• [DIRECTIVE]
Return all of the data exactly as given.
┌─ INFORMATION PROVIDED
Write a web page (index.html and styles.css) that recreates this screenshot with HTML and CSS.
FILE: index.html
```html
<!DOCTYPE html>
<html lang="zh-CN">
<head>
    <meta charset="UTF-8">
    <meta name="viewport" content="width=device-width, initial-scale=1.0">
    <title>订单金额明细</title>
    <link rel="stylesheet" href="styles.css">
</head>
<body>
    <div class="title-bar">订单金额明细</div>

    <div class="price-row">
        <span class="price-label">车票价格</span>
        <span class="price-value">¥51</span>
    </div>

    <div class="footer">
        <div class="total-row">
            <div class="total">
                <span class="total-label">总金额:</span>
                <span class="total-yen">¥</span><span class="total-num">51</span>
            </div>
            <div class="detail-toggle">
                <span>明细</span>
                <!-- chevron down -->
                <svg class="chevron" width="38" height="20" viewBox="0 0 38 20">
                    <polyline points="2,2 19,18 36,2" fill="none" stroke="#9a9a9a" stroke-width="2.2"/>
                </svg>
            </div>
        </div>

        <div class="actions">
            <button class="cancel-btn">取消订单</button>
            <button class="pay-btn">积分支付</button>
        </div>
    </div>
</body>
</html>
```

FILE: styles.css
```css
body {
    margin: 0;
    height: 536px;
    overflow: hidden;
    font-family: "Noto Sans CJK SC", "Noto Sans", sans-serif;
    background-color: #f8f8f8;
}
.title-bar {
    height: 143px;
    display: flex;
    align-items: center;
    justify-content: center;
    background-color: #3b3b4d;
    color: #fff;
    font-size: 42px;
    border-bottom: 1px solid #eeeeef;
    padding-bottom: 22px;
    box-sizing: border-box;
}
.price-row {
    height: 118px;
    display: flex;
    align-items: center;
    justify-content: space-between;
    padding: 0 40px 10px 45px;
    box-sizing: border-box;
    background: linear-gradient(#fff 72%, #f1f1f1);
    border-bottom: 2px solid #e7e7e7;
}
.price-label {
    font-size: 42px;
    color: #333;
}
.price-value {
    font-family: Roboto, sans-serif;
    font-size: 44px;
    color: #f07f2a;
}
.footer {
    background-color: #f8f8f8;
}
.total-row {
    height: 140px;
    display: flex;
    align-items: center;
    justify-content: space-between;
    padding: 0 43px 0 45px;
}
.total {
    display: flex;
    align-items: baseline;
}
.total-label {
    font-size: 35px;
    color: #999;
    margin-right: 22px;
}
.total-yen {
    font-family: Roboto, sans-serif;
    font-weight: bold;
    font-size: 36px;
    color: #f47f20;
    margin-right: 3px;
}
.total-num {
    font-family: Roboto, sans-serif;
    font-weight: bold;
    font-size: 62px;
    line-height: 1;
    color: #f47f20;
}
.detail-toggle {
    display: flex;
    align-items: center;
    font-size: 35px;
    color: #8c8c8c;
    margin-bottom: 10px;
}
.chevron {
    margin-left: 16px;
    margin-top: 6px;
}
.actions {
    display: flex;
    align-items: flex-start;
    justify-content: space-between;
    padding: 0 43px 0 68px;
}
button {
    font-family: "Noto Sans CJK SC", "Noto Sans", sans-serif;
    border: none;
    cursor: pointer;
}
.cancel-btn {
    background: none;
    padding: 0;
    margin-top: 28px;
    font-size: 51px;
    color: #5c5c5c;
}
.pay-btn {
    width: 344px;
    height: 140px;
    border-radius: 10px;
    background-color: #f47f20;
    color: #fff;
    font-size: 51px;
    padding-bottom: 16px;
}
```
└─
• [FULL SOLUTION]
Write a web page (index.html and styles.css) that recreates this screenshot with HTML and CSS.
FILE: index.html
```html
<!DOCTYPE html>
<html lang="zh-CN">
<head>
    <meta charset="UTF-8">
    <meta name="viewport" content="width=device-width, initial-scale=1.0">
    <title>订单金额明细</title>
    <link rel="stylesheet" href="styles.css">
</head>
<body>
    <div class="title-bar">订单金额明细</div>

    <div class="price-row">
        <span class="price-label">车票价格</span>
        <span class="price-value">¥51</span>
    </div>

    <div class="footer">
        <div class="total-row">
            <div class="total">
                <span class="total-label">总金额:</span>
                <span class="total-yen">¥</span><span class="total-num">51</span>
            </div>
            <div class="detail-toggle">
                <span>明细</span>
                <!-- chevron down -->
                <svg class="chevron" width="38" height="20" viewBox="0 0 38 20">
                    <polyline points="2,2 19,18 36,2" fill="none" stroke="#9a9a9a" stroke-width="2.2"/>
                </svg>
            </div>
        </div>

        <div class="actions">
            <button class="cancel-btn">取消订单</button>
            <button class="pay-btn">积分支付</button>
        </div>
    </div>
</body>
</html>
```

FILE: styles.css
```css
body {
    margin: 0;
    height: 536px;
    overflow: hidden;
    font-family: "Noto Sans CJK SC", "Noto Sans", sans-serif;
    background-color: #f8f8f8;
}
.title-bar {
    height: 143px;
    display: flex;
    align-items: center;
    justify-content: center;
    background-color: #3b3b4d;
    color: #fff;
    font-size: 42px;
    border-bottom: 1px solid #eeeeef;
    padding-bottom: 22px;
    box-sizing: border-box;
}
.price-row {
    height: 118px;
    display: flex;
    align-items: center;
    justify-content: space-between;
    padding: 0 40px 10px 45px;
    box-sizing: border-box;
    background: linear-gradient(#fff 72%, #f1f1f1);
    border-bottom: 2px solid #e7e7e7;
}
.price-label {
    font-size: 42px;
    color: #333;
}
.price-value {
    font-family: Roboto, sans-serif;
    font-size: 44px;
    color: #f07f2a;
}
.footer {
    background-color: #f8f8f8;
}
.total-row {
    height: 140px;
    display: flex;
    align-items: center;
    justify-content: space-between;
    padding: 0 43px 0 45px;
}
.total {
    display: flex;
    align-items: baseline;
}
.total-label {
    font-size: 35px;
    color: #999;
    margin-right: 22px;
}
.total-yen {
    font-family: Roboto, sans-serif;
    font-weight: bold;
    font-size: 36px;
    color: #f47f20;
    margin-right: 3px;
}
.total-num {
    font-family: Roboto, sans-serif;
    font-weight: bold;
    font-size: 62px;
    line-height: 1;
    color: #f47f20;
}
.detail-toggle {
    display: flex;
    align-items: center;
    font-size: 35px;
    color: #8c8c8c;
    margin-bottom: 10px;
}
.chevron {
    margin-left: 16px;
    margin-top: 6px;
}
.actions {
    display: flex;
    align-items: flex-start;
    justify-content: space-between;
    padding: 0 43px 0 68px;
}
button {
    font-family: "Noto Sans CJK SC", "Noto Sans", sans-serif;
    border: none;
    cursor: pointer;
}
.cancel-btn {
    background: none;
    padding: 0;
    margin-top: 28px;
    font-size: 51px;
    color: #5c5c5c;
}
.pay-btn {
    width: 344px;
    height: 140px;
    border-radius: 10px;
    background-color: #f47f20;
    color: #fff;
    font-size: 51px;
    padding-bottom: 16px;
}
```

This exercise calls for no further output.